Multimedia Includes Print
The problem is that many students are just not that interested in moving the projects they create on the screen to printed pieces. They are engaged making digitally on the computers, progressing through tutorials and projects at their own pace, but most lack enthusiasm and perserverance in creating print media like posters, flyers, shirts, tickets, and cd covers. They are fine producing and consuming on screen and most seem to think digital delivery is sufficient.
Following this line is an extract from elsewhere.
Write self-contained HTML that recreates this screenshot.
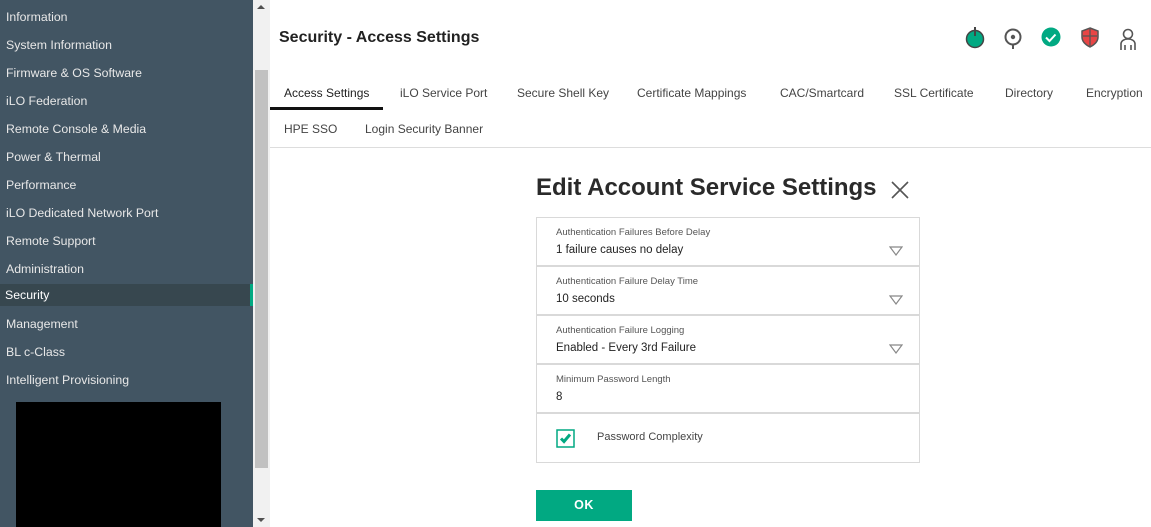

I, on the other hand, want them to engage the page and understand the craft involved in print media, so I designed the Travelling Daybook project to bridge the digital/ print divide. For this project, students in each of my classes make a daybook by creating covers, printing and sewing in pages, writing about a theme that they are interested in, releasing the books for others to contribute to, and following the book’s journey on the website Book Crossing.com. This forces them to attend to the printer’s craft of measuring, cutting, and binding, engages them in producing writing that is self-selected and meaningful, and gives them an opportunity to use digital tools to track physicals books, sharing their stories in both print and digital formats.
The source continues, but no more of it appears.